### [Aim]
Return the lines that follow, exactly as they appear, from the first through the one containing "justify-content: center;"; no pictures are to be included.

### [Dataset extract]
>> Begin

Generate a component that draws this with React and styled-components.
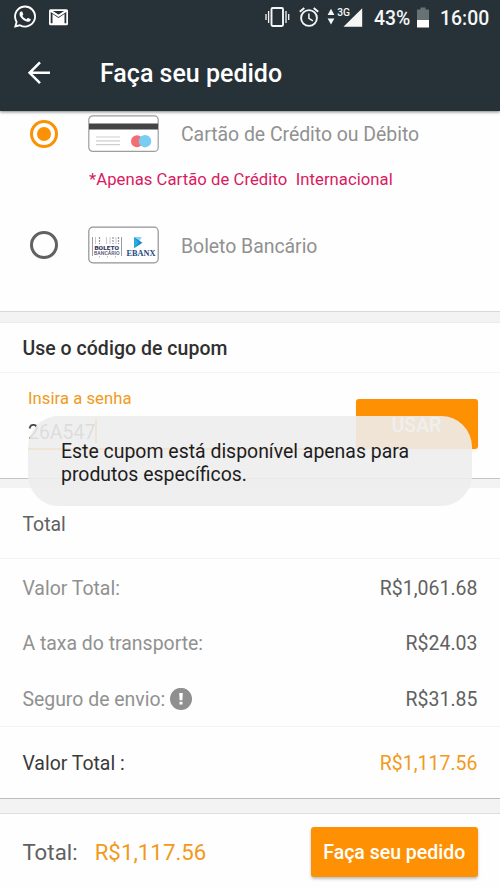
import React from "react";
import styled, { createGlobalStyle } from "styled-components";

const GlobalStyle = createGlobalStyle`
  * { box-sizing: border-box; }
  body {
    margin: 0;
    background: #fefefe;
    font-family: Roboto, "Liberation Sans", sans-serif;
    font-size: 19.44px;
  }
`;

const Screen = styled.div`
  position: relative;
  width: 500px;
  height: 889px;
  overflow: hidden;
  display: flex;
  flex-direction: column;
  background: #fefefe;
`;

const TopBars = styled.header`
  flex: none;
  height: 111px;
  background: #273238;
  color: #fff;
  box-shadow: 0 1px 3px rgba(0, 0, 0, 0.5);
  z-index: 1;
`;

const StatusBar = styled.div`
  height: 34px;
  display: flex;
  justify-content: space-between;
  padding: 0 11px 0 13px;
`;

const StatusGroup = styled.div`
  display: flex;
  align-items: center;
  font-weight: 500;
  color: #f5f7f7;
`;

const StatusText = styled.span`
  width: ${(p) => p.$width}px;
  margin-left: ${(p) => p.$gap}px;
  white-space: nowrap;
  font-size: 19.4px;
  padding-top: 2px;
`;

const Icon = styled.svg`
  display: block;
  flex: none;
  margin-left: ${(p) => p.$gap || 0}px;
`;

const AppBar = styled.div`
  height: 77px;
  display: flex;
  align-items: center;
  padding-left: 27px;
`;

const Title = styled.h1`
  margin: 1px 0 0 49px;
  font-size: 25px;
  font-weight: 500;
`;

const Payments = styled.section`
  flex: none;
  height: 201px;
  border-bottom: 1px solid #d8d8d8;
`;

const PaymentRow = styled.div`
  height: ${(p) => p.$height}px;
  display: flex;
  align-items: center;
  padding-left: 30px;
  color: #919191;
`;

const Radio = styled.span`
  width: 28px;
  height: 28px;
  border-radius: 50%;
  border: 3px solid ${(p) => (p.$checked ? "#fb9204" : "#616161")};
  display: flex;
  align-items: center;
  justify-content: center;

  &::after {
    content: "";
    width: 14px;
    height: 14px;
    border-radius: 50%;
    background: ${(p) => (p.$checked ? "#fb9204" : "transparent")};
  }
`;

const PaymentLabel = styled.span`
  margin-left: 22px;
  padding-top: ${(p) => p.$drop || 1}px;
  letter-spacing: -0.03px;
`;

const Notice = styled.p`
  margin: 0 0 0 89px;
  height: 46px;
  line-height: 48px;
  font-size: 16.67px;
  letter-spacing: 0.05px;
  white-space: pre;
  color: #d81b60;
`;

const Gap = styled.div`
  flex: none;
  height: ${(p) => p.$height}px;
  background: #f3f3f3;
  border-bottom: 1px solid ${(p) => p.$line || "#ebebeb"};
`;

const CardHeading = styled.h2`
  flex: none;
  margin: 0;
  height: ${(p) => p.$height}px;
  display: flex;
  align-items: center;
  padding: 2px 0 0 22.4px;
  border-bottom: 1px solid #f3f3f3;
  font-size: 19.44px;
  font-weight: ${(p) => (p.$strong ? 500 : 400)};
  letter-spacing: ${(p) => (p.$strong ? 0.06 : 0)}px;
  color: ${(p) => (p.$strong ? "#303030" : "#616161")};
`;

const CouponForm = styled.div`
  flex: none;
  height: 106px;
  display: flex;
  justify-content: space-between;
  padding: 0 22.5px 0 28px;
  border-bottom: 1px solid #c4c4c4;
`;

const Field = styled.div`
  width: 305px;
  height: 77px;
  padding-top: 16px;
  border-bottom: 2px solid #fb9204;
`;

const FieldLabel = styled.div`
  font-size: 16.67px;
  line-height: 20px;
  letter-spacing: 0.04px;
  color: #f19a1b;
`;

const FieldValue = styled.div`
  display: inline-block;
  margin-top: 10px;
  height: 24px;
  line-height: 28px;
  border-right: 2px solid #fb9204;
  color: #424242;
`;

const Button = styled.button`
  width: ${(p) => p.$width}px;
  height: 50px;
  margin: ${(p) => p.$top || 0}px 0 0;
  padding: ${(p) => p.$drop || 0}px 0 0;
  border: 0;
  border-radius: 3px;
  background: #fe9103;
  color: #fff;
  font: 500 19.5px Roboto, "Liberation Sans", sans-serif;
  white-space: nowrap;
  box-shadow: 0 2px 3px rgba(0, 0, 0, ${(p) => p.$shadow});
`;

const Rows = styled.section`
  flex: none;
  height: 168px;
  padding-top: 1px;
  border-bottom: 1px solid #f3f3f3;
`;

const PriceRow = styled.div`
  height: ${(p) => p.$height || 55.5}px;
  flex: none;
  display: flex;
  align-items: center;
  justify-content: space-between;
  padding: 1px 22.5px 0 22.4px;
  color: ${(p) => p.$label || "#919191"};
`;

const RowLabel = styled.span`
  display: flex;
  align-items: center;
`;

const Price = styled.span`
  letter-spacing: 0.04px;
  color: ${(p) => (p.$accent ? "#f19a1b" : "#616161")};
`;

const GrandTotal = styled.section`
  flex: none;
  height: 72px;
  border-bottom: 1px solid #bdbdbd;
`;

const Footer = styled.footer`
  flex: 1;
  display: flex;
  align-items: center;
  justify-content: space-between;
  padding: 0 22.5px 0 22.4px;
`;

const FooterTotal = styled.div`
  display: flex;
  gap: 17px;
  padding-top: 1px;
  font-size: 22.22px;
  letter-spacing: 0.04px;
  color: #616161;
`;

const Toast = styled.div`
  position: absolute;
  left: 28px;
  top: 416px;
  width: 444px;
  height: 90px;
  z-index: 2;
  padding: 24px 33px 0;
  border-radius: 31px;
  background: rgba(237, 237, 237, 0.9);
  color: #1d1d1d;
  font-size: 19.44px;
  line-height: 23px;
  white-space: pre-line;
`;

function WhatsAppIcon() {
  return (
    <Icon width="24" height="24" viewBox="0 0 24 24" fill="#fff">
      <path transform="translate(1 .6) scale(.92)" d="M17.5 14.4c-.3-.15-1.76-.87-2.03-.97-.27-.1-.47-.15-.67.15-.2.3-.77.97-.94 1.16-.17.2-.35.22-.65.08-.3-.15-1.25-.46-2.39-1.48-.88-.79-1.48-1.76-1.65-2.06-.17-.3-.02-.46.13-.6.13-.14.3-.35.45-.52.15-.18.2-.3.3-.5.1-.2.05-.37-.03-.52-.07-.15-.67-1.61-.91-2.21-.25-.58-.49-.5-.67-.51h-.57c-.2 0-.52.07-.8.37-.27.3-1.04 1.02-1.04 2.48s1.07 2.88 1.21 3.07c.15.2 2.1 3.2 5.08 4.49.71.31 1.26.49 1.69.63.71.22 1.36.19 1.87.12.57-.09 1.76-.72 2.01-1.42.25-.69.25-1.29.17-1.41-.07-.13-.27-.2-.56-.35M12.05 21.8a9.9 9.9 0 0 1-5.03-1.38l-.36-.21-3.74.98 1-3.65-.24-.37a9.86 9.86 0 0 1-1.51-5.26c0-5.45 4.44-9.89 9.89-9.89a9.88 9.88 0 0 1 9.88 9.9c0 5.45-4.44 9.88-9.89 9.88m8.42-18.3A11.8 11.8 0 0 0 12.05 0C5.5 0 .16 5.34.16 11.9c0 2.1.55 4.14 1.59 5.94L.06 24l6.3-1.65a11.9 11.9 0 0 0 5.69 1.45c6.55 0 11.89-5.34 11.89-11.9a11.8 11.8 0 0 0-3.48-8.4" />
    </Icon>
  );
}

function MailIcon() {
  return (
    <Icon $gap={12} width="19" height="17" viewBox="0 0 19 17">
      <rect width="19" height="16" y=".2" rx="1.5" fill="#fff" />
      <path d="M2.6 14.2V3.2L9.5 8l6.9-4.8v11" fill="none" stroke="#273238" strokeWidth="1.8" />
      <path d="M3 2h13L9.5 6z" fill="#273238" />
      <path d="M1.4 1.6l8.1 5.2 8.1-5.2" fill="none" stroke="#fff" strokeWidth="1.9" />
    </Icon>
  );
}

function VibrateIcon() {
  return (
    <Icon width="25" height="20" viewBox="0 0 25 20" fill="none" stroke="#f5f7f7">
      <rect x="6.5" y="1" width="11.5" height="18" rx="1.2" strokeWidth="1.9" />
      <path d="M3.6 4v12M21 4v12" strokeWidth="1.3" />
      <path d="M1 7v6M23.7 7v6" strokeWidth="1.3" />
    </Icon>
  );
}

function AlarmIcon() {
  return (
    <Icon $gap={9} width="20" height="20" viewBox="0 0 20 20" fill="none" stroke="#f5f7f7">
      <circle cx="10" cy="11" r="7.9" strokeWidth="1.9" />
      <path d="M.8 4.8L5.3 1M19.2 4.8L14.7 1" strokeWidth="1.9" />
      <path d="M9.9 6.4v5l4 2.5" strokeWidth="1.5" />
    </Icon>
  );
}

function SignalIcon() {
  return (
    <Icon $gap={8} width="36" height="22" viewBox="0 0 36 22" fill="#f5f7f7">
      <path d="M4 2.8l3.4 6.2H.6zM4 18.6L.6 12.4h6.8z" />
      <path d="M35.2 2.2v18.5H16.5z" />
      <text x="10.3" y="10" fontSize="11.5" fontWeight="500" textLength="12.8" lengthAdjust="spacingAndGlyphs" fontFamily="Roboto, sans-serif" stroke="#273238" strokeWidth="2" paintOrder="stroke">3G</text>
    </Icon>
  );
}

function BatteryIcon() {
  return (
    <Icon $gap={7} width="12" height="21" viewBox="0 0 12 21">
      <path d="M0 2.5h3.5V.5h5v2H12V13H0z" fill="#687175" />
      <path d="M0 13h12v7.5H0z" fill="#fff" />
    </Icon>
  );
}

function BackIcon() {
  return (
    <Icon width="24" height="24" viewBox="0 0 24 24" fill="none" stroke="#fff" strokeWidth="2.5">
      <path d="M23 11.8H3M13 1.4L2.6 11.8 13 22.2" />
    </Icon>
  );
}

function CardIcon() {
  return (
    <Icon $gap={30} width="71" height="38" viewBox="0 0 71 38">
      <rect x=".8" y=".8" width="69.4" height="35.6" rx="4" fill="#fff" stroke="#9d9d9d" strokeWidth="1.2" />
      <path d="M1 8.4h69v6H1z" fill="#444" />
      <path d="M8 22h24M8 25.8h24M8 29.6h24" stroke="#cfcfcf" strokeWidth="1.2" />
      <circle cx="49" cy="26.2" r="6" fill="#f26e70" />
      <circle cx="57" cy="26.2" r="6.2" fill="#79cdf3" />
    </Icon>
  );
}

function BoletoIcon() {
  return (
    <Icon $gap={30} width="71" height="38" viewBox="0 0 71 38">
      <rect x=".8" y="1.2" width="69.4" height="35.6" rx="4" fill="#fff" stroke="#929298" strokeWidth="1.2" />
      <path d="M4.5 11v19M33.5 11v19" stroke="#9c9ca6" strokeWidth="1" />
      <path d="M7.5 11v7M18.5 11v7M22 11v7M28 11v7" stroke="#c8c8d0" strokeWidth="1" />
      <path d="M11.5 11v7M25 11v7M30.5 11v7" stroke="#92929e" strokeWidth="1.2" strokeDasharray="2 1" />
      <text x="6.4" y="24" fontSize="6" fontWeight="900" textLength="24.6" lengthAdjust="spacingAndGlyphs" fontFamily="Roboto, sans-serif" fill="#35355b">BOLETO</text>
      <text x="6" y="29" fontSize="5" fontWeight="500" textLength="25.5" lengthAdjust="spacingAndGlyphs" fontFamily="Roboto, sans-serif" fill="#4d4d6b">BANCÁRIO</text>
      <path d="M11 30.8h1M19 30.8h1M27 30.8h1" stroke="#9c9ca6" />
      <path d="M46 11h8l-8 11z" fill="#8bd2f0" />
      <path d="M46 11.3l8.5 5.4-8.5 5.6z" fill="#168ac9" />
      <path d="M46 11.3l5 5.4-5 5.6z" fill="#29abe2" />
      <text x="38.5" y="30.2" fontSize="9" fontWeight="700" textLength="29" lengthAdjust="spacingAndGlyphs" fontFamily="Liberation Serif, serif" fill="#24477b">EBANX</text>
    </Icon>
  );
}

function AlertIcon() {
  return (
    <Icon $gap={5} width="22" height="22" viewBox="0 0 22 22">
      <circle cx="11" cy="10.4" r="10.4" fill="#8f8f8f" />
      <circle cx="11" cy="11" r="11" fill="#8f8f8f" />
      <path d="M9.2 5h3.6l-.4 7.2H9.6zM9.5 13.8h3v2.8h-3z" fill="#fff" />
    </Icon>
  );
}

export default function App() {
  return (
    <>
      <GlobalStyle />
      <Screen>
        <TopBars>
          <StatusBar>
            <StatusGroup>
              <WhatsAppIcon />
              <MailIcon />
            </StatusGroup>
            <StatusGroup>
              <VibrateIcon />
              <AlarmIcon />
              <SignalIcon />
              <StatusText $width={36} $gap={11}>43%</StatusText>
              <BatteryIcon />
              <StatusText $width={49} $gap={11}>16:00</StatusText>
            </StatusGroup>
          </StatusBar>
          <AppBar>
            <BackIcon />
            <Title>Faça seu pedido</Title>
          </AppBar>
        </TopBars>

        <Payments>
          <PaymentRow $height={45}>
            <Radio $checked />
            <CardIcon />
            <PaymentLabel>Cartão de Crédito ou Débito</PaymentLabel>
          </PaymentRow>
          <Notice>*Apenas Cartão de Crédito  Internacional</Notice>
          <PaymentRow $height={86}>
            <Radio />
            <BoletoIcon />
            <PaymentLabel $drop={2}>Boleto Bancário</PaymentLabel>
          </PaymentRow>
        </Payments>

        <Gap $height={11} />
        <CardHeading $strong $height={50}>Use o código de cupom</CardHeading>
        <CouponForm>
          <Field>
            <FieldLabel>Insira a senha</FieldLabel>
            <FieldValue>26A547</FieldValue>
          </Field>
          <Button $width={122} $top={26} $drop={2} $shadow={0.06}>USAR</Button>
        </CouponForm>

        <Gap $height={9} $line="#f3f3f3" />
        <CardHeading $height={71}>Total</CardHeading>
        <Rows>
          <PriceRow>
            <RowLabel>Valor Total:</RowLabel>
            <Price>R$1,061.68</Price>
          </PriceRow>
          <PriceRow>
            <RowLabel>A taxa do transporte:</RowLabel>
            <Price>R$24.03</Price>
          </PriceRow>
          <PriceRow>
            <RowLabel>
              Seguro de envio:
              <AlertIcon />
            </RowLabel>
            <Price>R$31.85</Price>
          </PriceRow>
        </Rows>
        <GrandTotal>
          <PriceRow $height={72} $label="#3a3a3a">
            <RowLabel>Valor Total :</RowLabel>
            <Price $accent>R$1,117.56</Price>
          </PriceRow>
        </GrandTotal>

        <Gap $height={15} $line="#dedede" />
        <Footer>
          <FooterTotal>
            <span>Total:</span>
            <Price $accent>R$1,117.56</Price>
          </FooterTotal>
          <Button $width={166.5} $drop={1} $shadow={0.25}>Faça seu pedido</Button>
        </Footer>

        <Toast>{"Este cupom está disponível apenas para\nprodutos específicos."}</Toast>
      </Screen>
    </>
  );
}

>> End

### [Complete output]
Generate a component that draws this with React and styled-components.
import React from "react";
import styled, { createGlobalStyle } from "styled-components";

const GlobalStyle = createGlobalStyle`
  * { box-sizing: border-box; }
  body {
    margin: 0;
    background: #fefefe;
    font-family: Roboto, "Liberation Sans", sans-serif;
    font-size: 19.44px;
  }
`;

const Screen = styled.div`
  position: relative;
  width: 500px;
  height: 889px;
  overflow: hidden;
  display: flex;
  flex-direction: column;
  background: #fefefe;
`;

const TopBars = styled.header`
  flex: none;
  height: 111px;
  background: #273238;
  color: #fff;
  box-shadow: 0 1px 3px rgba(0, 0, 0, 0.5);
  z-index: 1;
`;

const StatusBar = styled.div`
  height: 34px;
  display: flex;
  justify-content: space-between;
  padding: 0 11px 0 13px;
`;

const StatusGroup = styled.div`
  display: flex;
  align-items: center;
  font-weight: 500;
  color: #f5f7f7;
`;

const StatusText = styled.span`
  width: ${(p) => p.$width}px;
  margin-left: ${(p) => p.$gap}px;
  white-space: nowrap;
  font-size: 19.4px;
  padding-top: 2px;
`;

const Icon = styled.svg`
  display: block;
  flex: none;
  margin-left: ${(p) => p.$gap || 0}px;
`;

const AppBar = styled.div`
  height: 77px;
  display: flex;
  align-items: center;
  padding-left: 27px;
`;

const Title = styled.h1`
  margin: 1px 0 0 49px;
  font-size: 25px;
  font-weight: 500;
`;

const Payments = styled.section`
  flex: none;
  height: 201px;
  border-bottom: 1px solid #d8d8d8;
`;

const PaymentRow = styled.div`
  height: ${(p) => p.$height}px;
  display: flex;
  align-items: center;
  padding-left: 30px;
  color: #919191;
`;

const Radio = styled.span`
  width: 28px;
  height: 28px;
  border-radius: 50%;
  border: 3px solid ${(p) => (p.$checked ? "#fb9204" : "#616161")};
  display: flex;
  align-items: center;
  justify-content: center;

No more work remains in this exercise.